Contract Towers and outsourced Flight Service Stations remain contentious issues, despite the large increase in cost-effectiveness both entail. February saw yet another court ruling in NATCA’s never-ending legal challenge to the FAA’s Contract Tower program. The federal district court in Ohio issued a summary judgment rejecting the union’s contention that ATC services are “inherently governmental” and hence not subject to being contracted out. The judge cited both President Bush’s June 2002 Executive Order 13180 on this subject, as well as language in the 2003 FAA reauthorization bill reflecting long-standing congressional support for the program. But as I write this, the court has not yet ruled on the other part of NATCA’s challenge: whether the FAA followed the proper cost-comparison procedures in carrying out these control tower outsourcings.

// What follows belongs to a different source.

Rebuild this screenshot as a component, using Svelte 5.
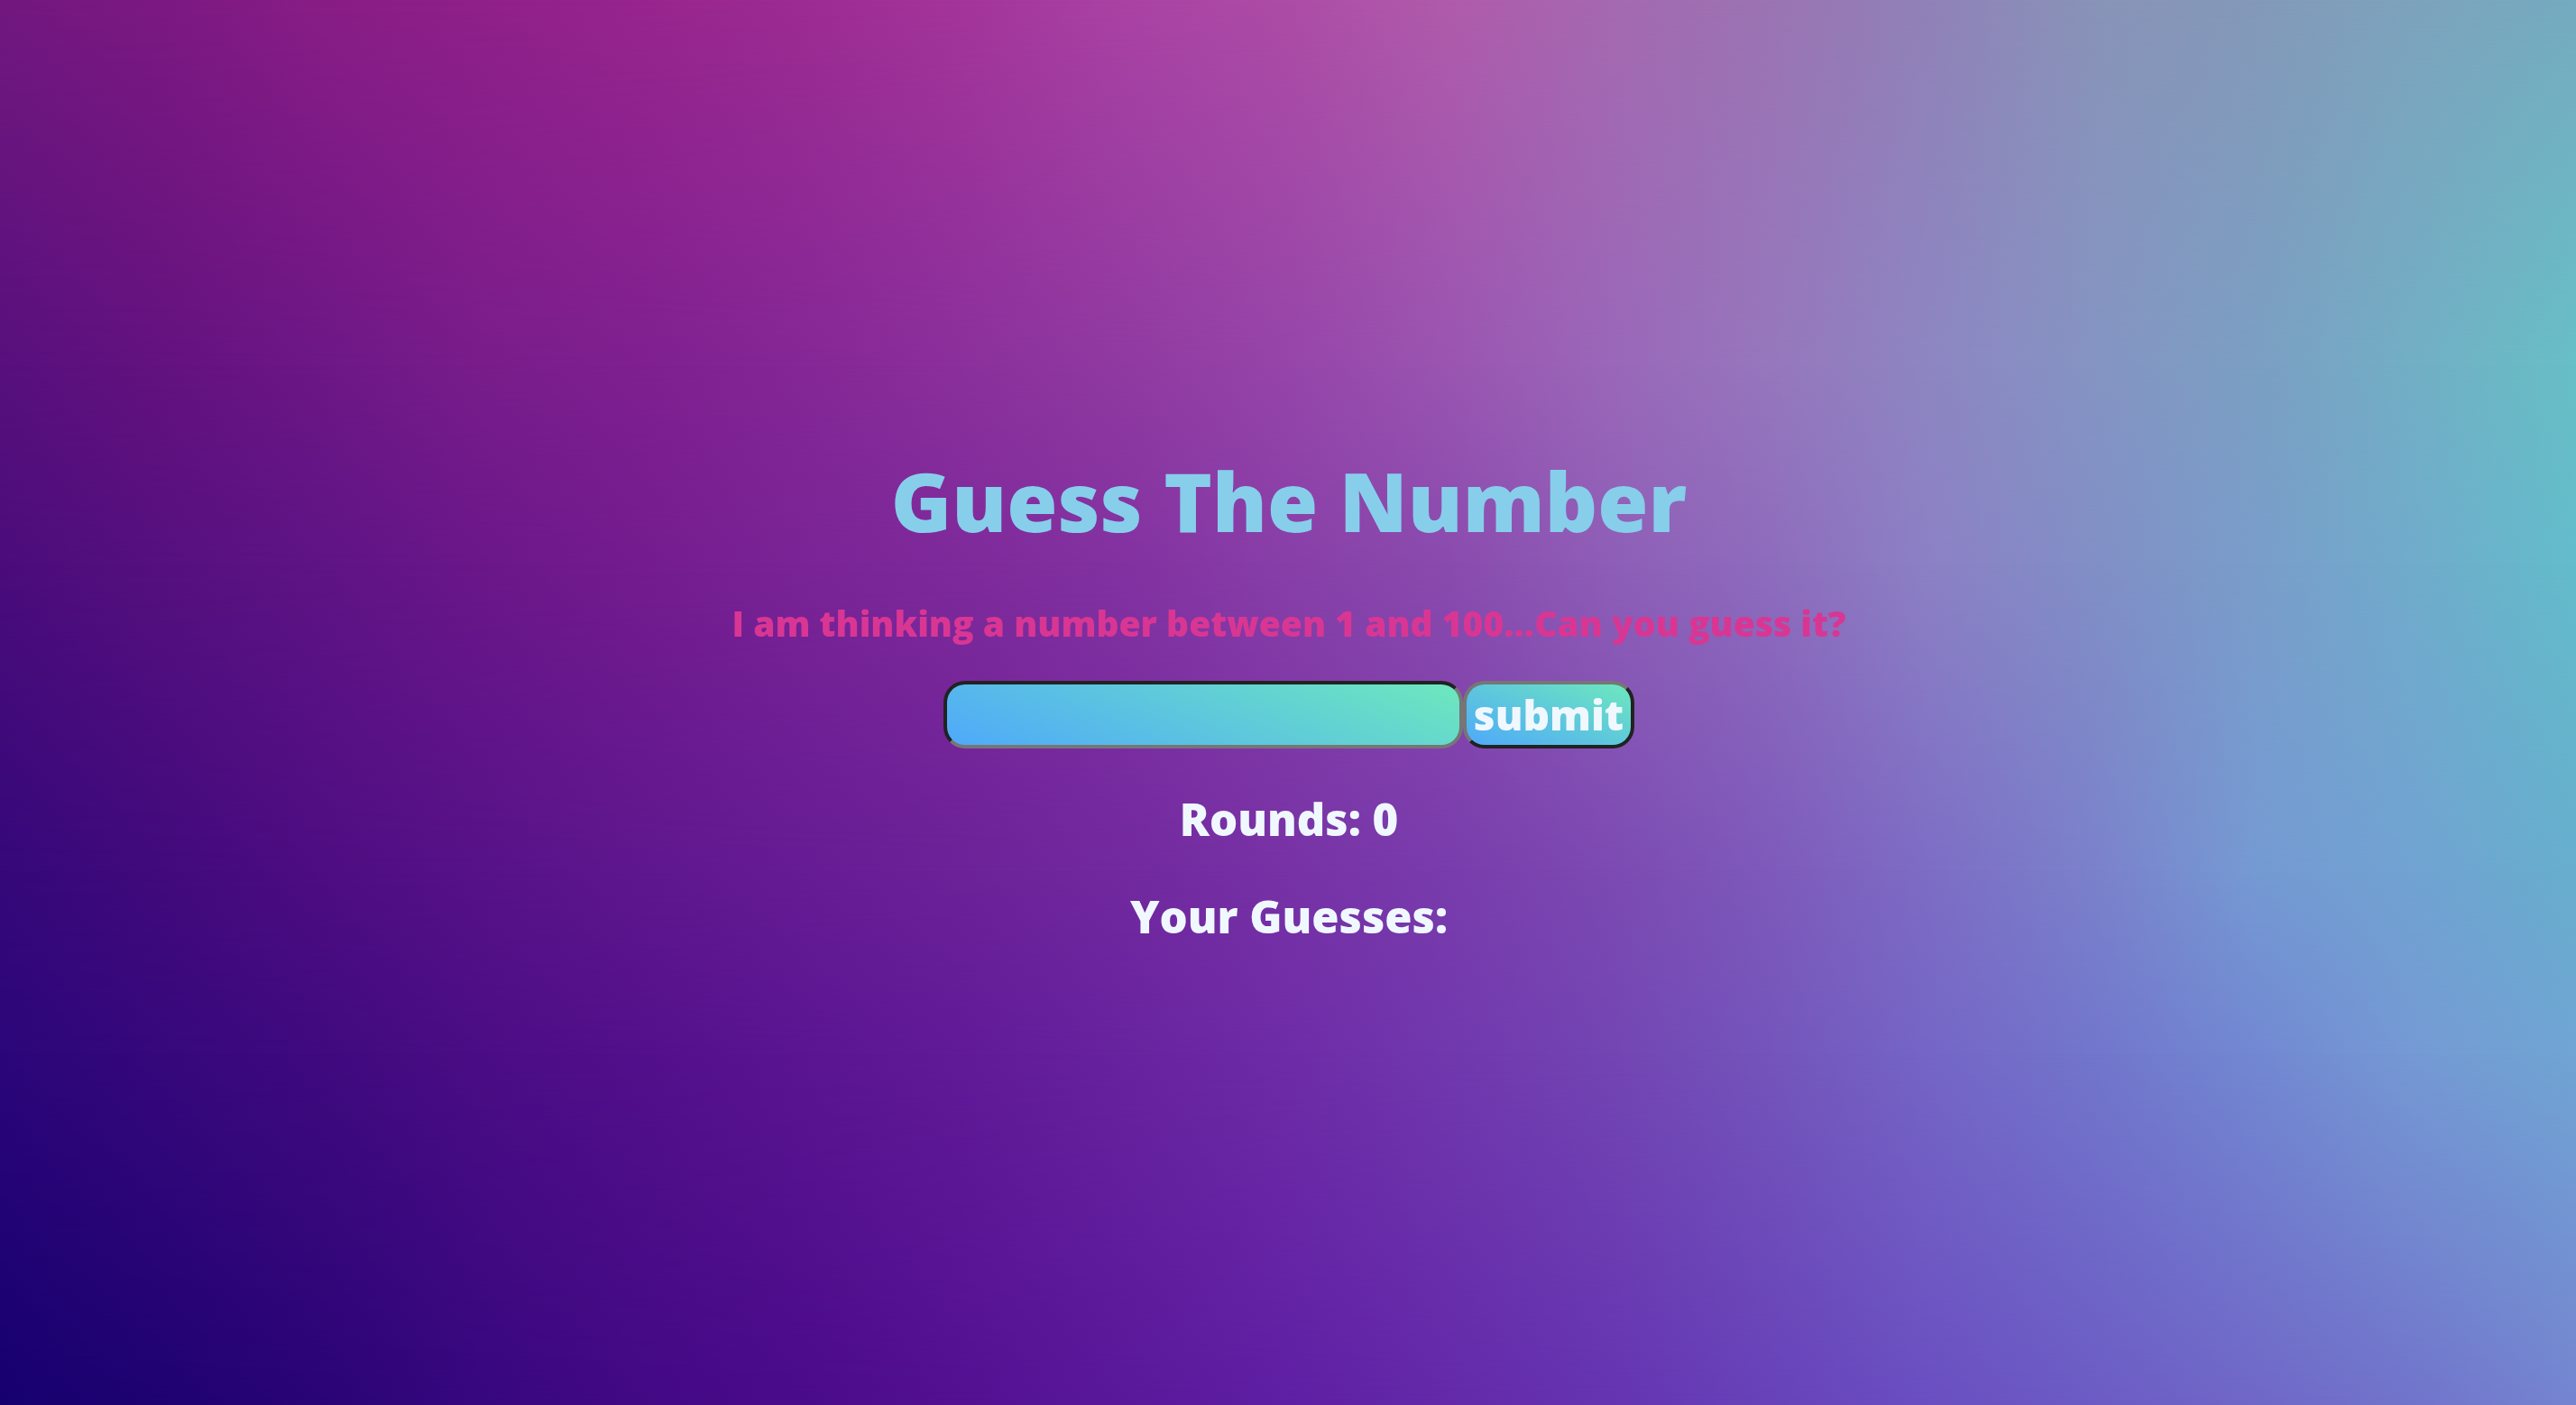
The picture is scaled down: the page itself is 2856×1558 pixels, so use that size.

Meanwhile, in March one of the losing bidders in the outsourcing of the Automated Flight Service Stations (AFSS) filed a formal protest against the selection of Lockheed Martin for this contract. As reported here last issue, that 10-year contract is expected to cut the cost of the AFSS program by more than half, while dramatically modernizing its technology. The protest was filed by the team composed of existing AFSS employees and Harris Corp. And wouldn’t you know: Socialist Rep. Bernie Sanders (I, VT) has introduced legislation in the House to overturn this outsourcing. Sen. Tim Johnson (D, SD) has introduced a companion bill in the Senate (to protect the 23 jobs at the AFSS in Huron, SD). Politics as usual!